2. Employees don't disengage all at once


Every stage of an employee's tenure carries its own friction, and its own window where the right conversation could have changed everything. Here's what that looks like in practice.


Day 1–90

New joiners won't tell you they're struggling. They'll just leave.


38% show role-reality misalignment in the first 30 days. It goes unspoken because they don't feel safe saying it yet. By month three, many have already made up their minds.


3–12 Months

This is when most preventable attrition is decided, quietly.


Growth expectations meet reality. Manager relationships solidify. Stay interviews at this stage catch 70% of flight risk before it becomes a resignation letter.


1–3 Years

Erosion at this stage is invisible in survey data.


Culture misalignment, recognition gaps, manager blind spots, none of it shows up in a tick-box survey. But it surfaces immediately in a real conversation.


3–7 Years Your most valuable people are your least listened-to.


Losing one person here costs 1.5–2× their annual salary. Burnout signals are detectable 6–8 months before resignation, but only if you're listening at the right frequency.


7+ Years

Senior employees don't speak up. But they will, in the right room.


Senior employees rarely voice dissatisfaction upward. But they share freely in psychologically safe spaces. Executive FGDs and one-on-one debriefs are the only tools that reach this level of candour.


3. Your employees are talking. Just not to you.
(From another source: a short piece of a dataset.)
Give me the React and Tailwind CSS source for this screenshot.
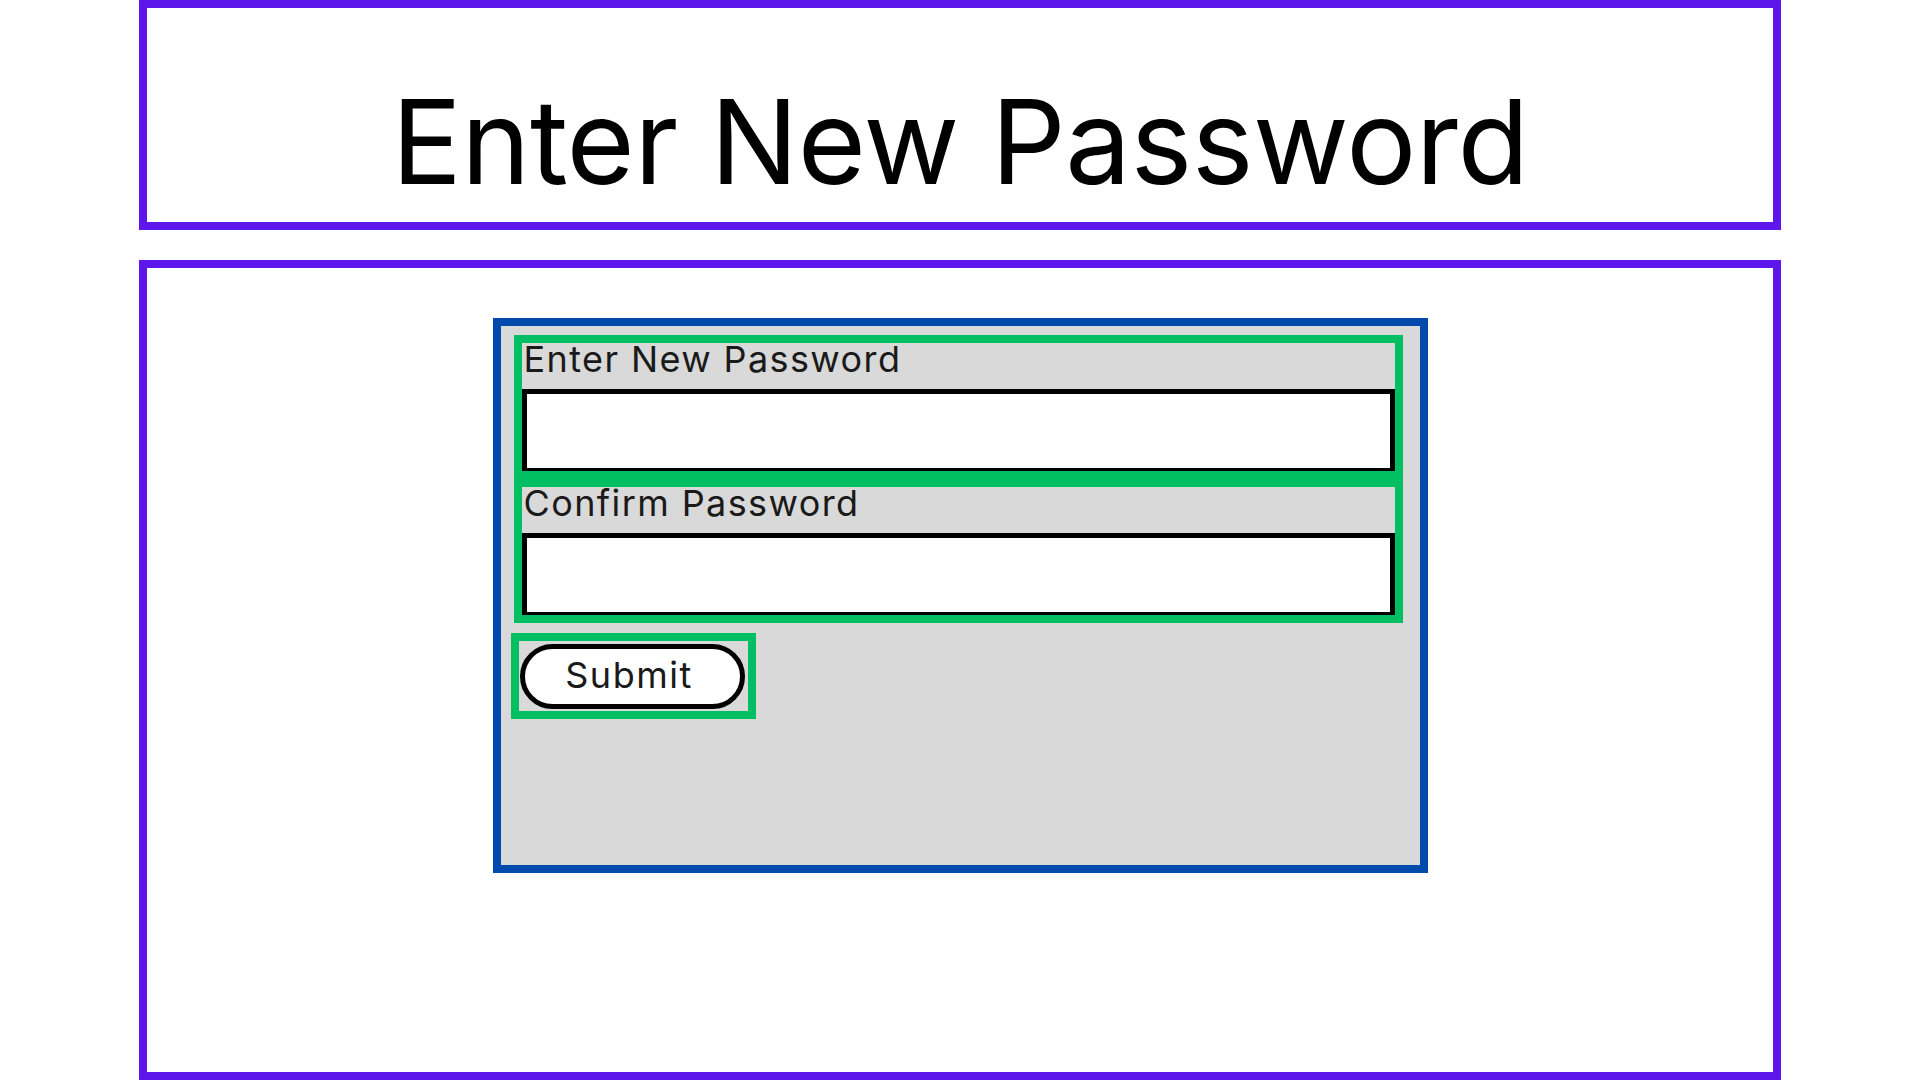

And that's the deeper problem. Even when companies do listen, they're often getting a filtered version of the truth. Employees don't tell HR how they really feel. They tell someone neutral, someone trained, someone outside the system.


A pulse check tells you what. A focus group discussions tells you why. The why is almost always where the real retention lever is hiding.


40% reduction in unwanted attrition when listening is continuous


So, are you listening at the right time?


If your current setup is one annual survey and an exit interview, you're hearing the story after it's already over.


The signals are already there. You just need a way to hear them before they walk out the door.


The friction in month four, the frustration in year five, the quiet disengagement in the first 30 days, those are all catchable.

With the right listening framework in place, they don't have to become resignations.


AceNgage helps you catch the signals your employees are already sending, before they turn into exits.






FAQs


Q: Why is an annual survey not enough? An annual survey gives you a snapshot, not a story. By the time the data reaches you, the employees who had the most to say have either disengaged or already left.


Q: When is the most critical time to listen to employees? The 3–12 month window is where most preventable attrition is decided, quietly. A stay interview at this stage catches 70% of flight risk before it ever becomes a resignation letter.


Q: Why don't employees share honestly with HR? Because it doesn't feel safe. Employees open up to neutral, trained experts, not to the system they're trying to leave carefully.


Q: What's the difference between a pulse check and a focus group discussion? A pulse check tells you what employees feel. A focus group discussion tells you why. The why is almost always where the real retention lever is hiding.